When I was in Taiwan last month I was speaking at a Literature Conference for High School students. At the end of the day a young blind girl was brought to meet me. We had our photo taken together and I told her about our little blind baby back in Swaziland. The 16-year old turned her head towards me and said, “I am blind and I am a Christian. I will pray that Grace is completely healed and that one day she will see”. I almost fell apart in front of 200 Taiwanese students, but managed to keep it together until I got to the car. I too believe that Grace’s sight will be restored, even though her eye examination shows that would be impossible, but nothing is impossible for the God I serve.
I want to say a BIG THANK YOU to Helen Muli, Thabile Mbhamali, Gcebile Shongwe and all the other women who care for and love the children at Project Canaan. They are the ones who change the diapers, administer the medication, clean up the vomit and wipe away the tears on a day-to-day basis. They are angels here on earth and we give thanks for their selfless service.
Today, and every day, we are praying for complete healing for Solomon, Beth and Grace. We also pray for mental, emotional and spiritual healing for all the children that have been brought to us for safekeeping. El Roi, the God Who Sees them, loves them very much and we are thankful that He has sent each of these precious children to us “for such a time as this”.

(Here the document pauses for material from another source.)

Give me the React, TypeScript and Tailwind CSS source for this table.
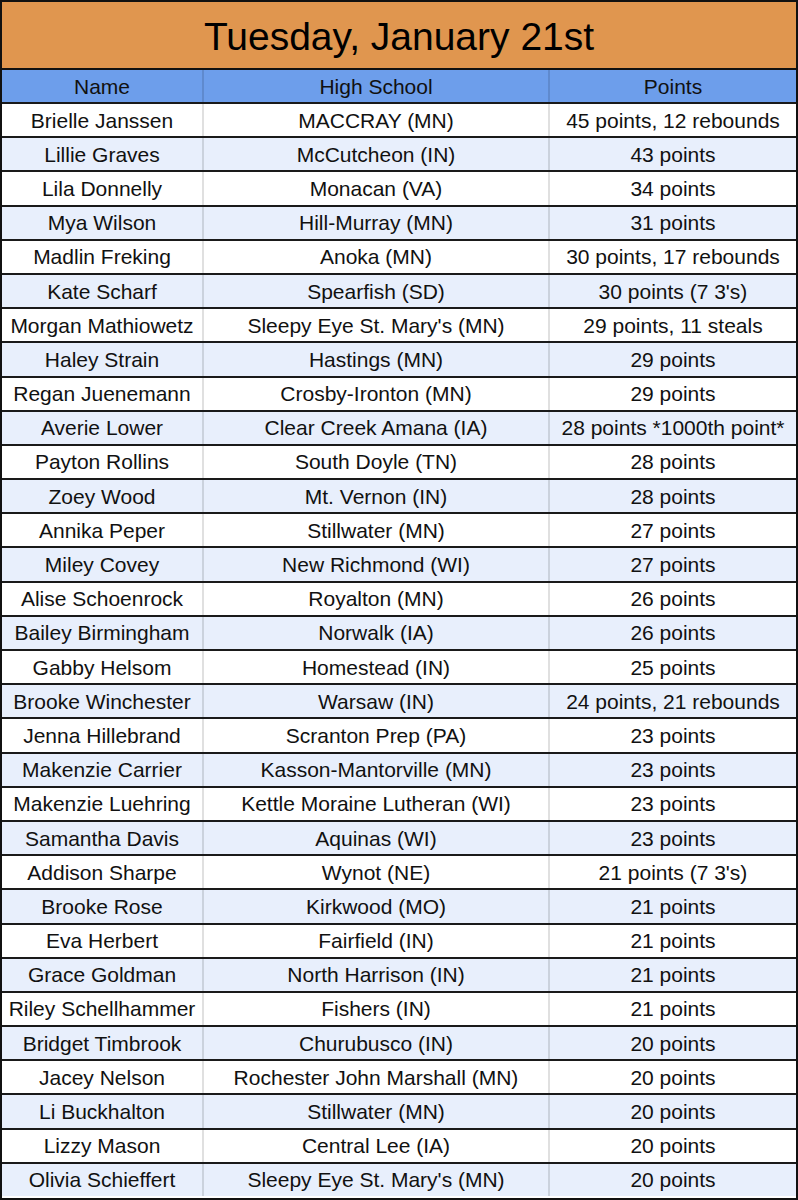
import React from "react";

const rows: [string, string, string][] = [
  ["Brielle Janssen", "MACCRAY (MN)", "45 points, 12 rebounds"],
  ["Lillie Graves", "McCutcheon (IN)", "43 points"],
  ["Lila Donnelly", "Monacan (VA)", "34 points"],
  ["Mya Wilson", "Hill-Murray (MN)", "31 points"],
  ["Madlin Freking", "Anoka (MN)", "30 points, 17 rebounds"],
  ["Kate Scharf", "Spearfish (SD)", "30 points (7 3's)"],
  ["Morgan Mathiowetz", "Sleepy Eye St. Mary's (MN)", "29 points, 11 steals"],
  ["Haley Strain", "Hastings (MN)", "29 points"],
  ["Regan Juenemann", "Crosby-Ironton (MN)", "29 points"],
  ["Averie Lower", "Clear Creek Amana (IA)", "28 points *1000th point*"],
  ["Payton Rollins", "South Doyle (TN)", "28 points"],
  ["Zoey Wood", "Mt. Vernon (IN)", "28 points"],
  ["Annika Peper", "Stillwater (MN)", "27 points"],
  ["Miley Covey", "New Richmond (WI)", "27 points"],
  ["Alise Schoenrock", "Royalton (MN)", "26 points"],
  ["Bailey Birmingham", "Norwalk (IA)", "26 points"],
  ["Gabby Helsom", "Homestead (IN)", "25 points"],
  ["Brooke Winchester", "Warsaw (IN)", "24 points, 21 rebounds"],
  ["Jenna Hillebrand", "Scranton Prep (PA)", "23 points"],
  ["Makenzie Carrier", "Kasson-Mantorville (MN)", "23 points"],
  ["Makenzie Luehring", "Kettle Moraine Lutheran (WI)", "23 points"],
  ["Samantha Davis", "Aquinas (WI)", "23 points"],
  ["Addison Sharpe", "Wynot (NE)", "21 points (7 3's)"],
  ["Brooke Rose", "Kirkwood (MO)", "21 points"],
  ["Eva Herbert", "Fairfield (IN)", "21 points"],
  ["Grace Goldman", "North Harrison (IN)", "21 points"],
  ["Riley Schellhammer", "Fishers (IN)", "21 points"],
  ["Bridget Timbrook", "Churubusco (IN)", "20 points"],
  ["Jacey Nelson", "Rochester John Marshall (MN)", "20 points"],
  ["Li Buckhalton", "Stillwater (MN)", "20 points"],
  ["Lizzy Mason", "Central Lee (IA)", "20 points"],
  ["Olivia Schieffert", "Sleepy Eye St. Mary's (MN)", "20 points"],
];

export default function App() {
  return (
    <div
      className="w-[798px] h-[1200px] border-2 border-[#111] bg-white text-[#111] overflow-hidden"
      style={{ fontFamily: '"Liberation Sans", Arial, sans-serif' }}
    >
      <div className="h-[66px] bg-[#e0964f] flex items-center justify-center pt-[3px] text-[39px] leading-none text-black">
        Tuesday, January 21st
      </div>
      <div className="h-[34px] border-t-2 border-[#111] bg-[#6d9eeb] grid grid-cols-[200px_346px_1fr] text-[21px] leading-none">
        <div className="flex items-center justify-center">Name</div>
        <div className="flex items-center justify-center border-l-2 border-[rgba(0,0,0,0.12)]">High School</div>
        <div className="flex items-center justify-center border-l-2 border-[rgba(0,0,0,0.12)]">Points</div>
      </div>
      {rows.map((r, i) => (
        <div
          key={i}
          className={`h-[34.1875px] border-t-2 border-[#1a1a1a] grid grid-cols-[200px_346px_1fr] text-[21px] leading-none ${
            i % 2 === 1 ? "bg-[#e8effc]" : "bg-white"
          }`}
        >
          <div className="flex items-center justify-center whitespace-nowrap">{r[0]}</div>
          <div className="flex items-center justify-center whitespace-nowrap border-l-2 border-[rgba(0,0,0,0.12)]">{r[1]}</div>
          <div className="flex items-center justify-center whitespace-nowrap border-l-2 border-[rgba(0,0,0,0.12)]">{r[2]}</div>
        </div>
      ))}
    </div>
  );
}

Live from South Africa … I am giving thanks for health and life.
Sunday, September 8, 2013
Today was an amazing day. It was the fulfillment of a dream that began in March when the groundbreaking for the Labakhetsiwe Toddler Home. Labakhetsiwe means “the chosen ones” and our children have certainly been hand chosen by God to live at Project Canaan.
Peter Muli, and Mark Klee have done a great job with the design, planning and building of this large and beautiful home. Their construction team has done the impossible and completed this building in 5+ short months, and not without challenges (that would be an understatement). We are thankful for the people who gave financially for the building itself as well as all who provided funds for the furnishings and appliances. As of today, we are fully funded (thank you friends in Canada who finished up the last of that need).
Today we moved 11 children to their new home, new bed and new environment. We moved 7 Aunties (caregivers) who love the children every day and are called to raise up this future generation. We moved 11 other “crawlers” over to the toddler home temporarily so that we can do a deep clean, fumigation and repair of the El Roi baby home. Next week after all the work at El Roi is complete the 11 “crawlers” and 18 “tinies” (who are currently living at Kuthula Place away from the chaos of the move).
Labakhetsiwe has room for 56 toddlers and El Roi now has a bit more room for a few more babies. We have 40 children in total right now (having received another set of twins last week - Michael and Matthew). So 11 will live at Labakhetsiwe and 29 at El Roi. As soon as Jeremiah, Andrew, Paul and Ishmael are walking a bit better they will move over with the “big kids” and free up 4 spaces at El Roi.
We are all tired, but invigorated and encouraged by seeing the hand of God on this project each and every day. I want to give a special shout out to Lori Marschall, Shelly Harp, Michelle Cover and Linda Hunter who all came from the US to help with this mammoth move. We are always thankful for all of our volunteers and amazing Swazi and Kenyan staff. You are all a joy to serve with.
With that I will stop writing and just show you photos from the day. I am sure you will enjoy them!
Live from Swaziland … I am filled with joy.